What makes it a particularly fascinating historical document is how it was subsequently painted over, likely in the eighteenth century, to reduce Richard' deformity. The curators suggest this change may have followed the publication of Horace Walpole's 1768 tome, Historic Doubts on the Life and Reign of King Richard III, which sought to redeem the late king from his sinister Shakespeare reputation.

Carroll's production does not paint over Shakespeare's play to create a more a well-rounded Richard, or to imbue it with contemporary resonances. Instead, he stages it as pure Elizabethan agitprop – two-dimensional, but entertaining.

Rylance is an extremely casual, very funny psychopath who, aside from his shriveled left hand, has as his major disability a bloated belly rather than a hunch.
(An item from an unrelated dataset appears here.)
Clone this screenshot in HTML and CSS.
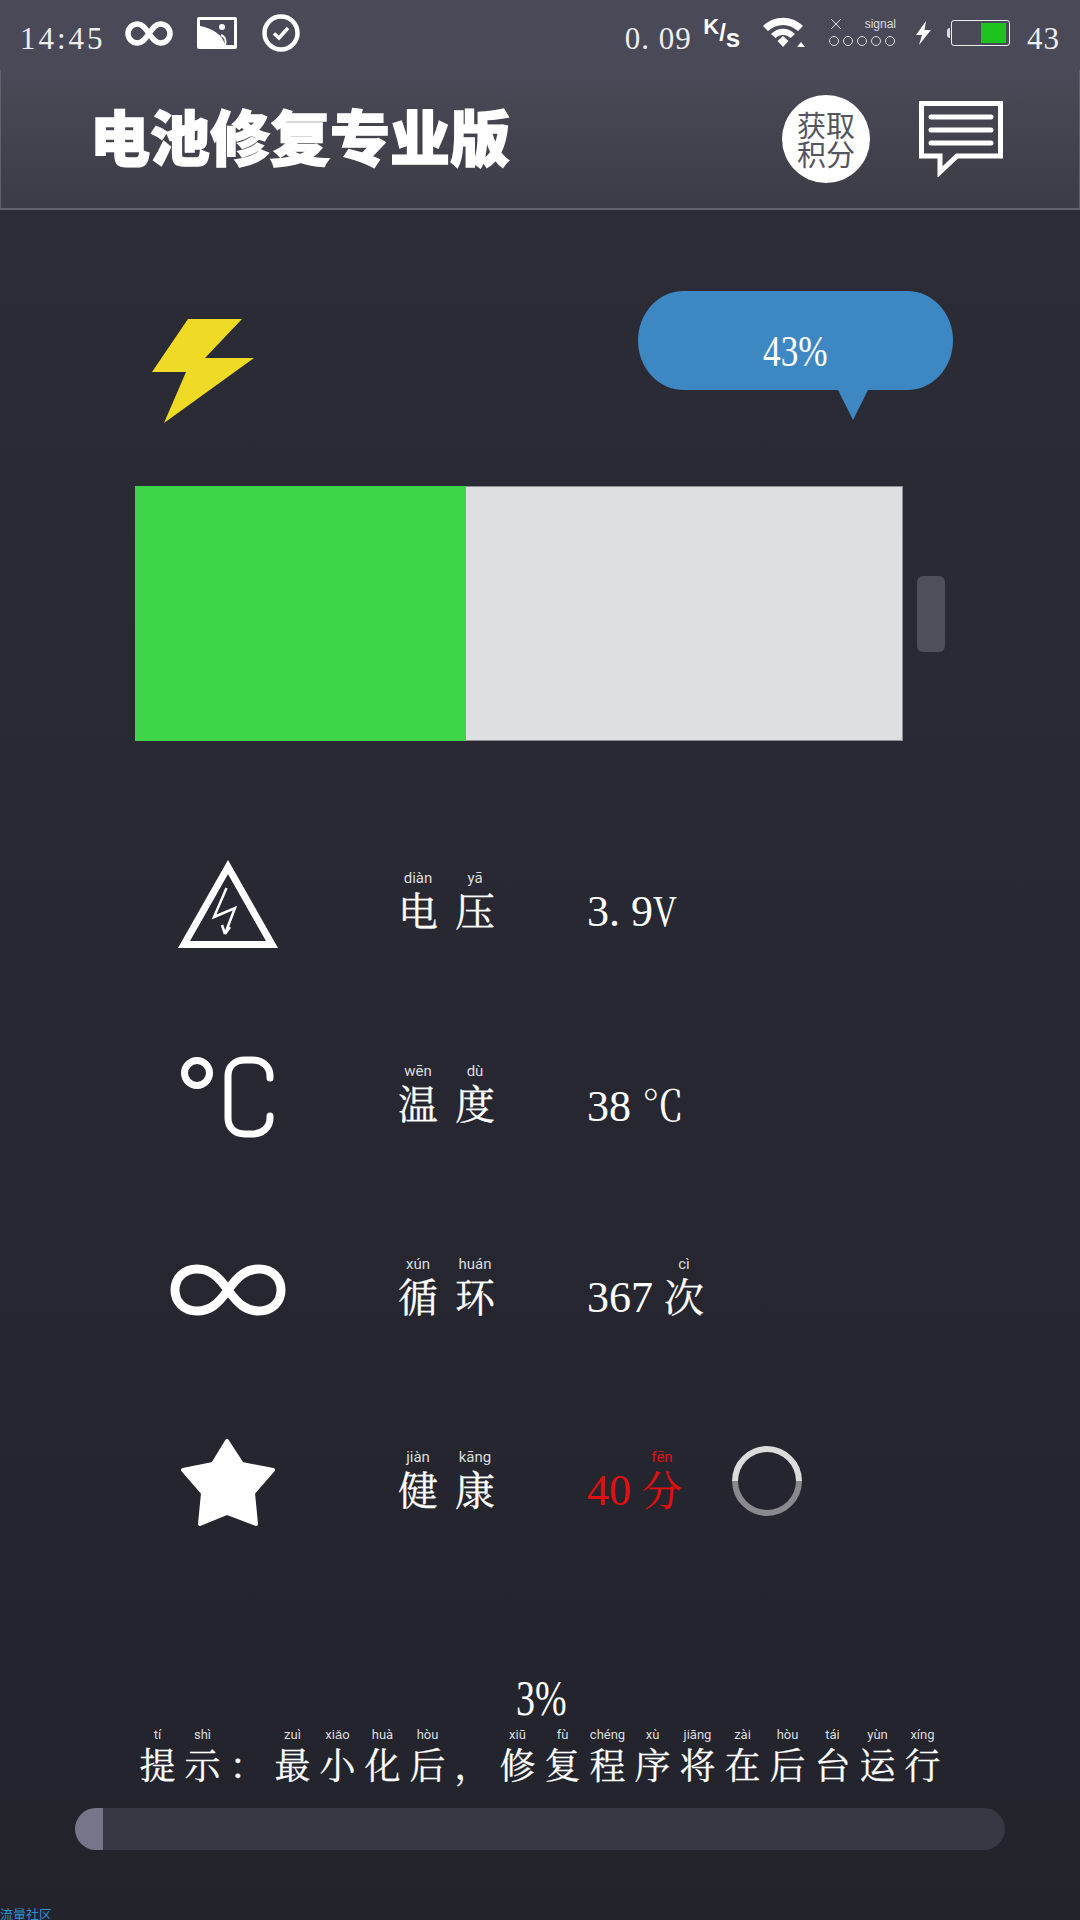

Rylance's Richard takes the audience into his confidence early on, shushing them after revealing that he has laid plots in the opening monologue. He flirts with the "groundlings" who stand watching in the pit, and even swirls his cloak over a couple of their heads at one point. Only in the second half does Rylance pulls back on the charisma, hesitating and fumbling over words purposefully as Richard loses his monstrous confidence.

Aside from the formidable Rylance, and a strong performance of Queen Elizabeth by Samuel Barnett that includes a crude and shocking kiss of death planted on Richard's lips, what's perhaps most surprising about the production is how stirring the arrival of James Garnon's Richmond in the final act is.

Usually, I am entirely indifferent to the late appearance of this bland hero who saves the day. This time, however, I – who, along with the rest of the audience, had cheered for Richard when invited to do so by Roger Lloyd Pack's convincing Buckingham – enthusiastically transferred my allegiances to Henry Tudor and cheered his defeat of the hunchback.

Though I hadn't arrived at the theatre walking past the disembodied heads of traitors, I nearly found myself on the verge of yelling: Long live the Queen.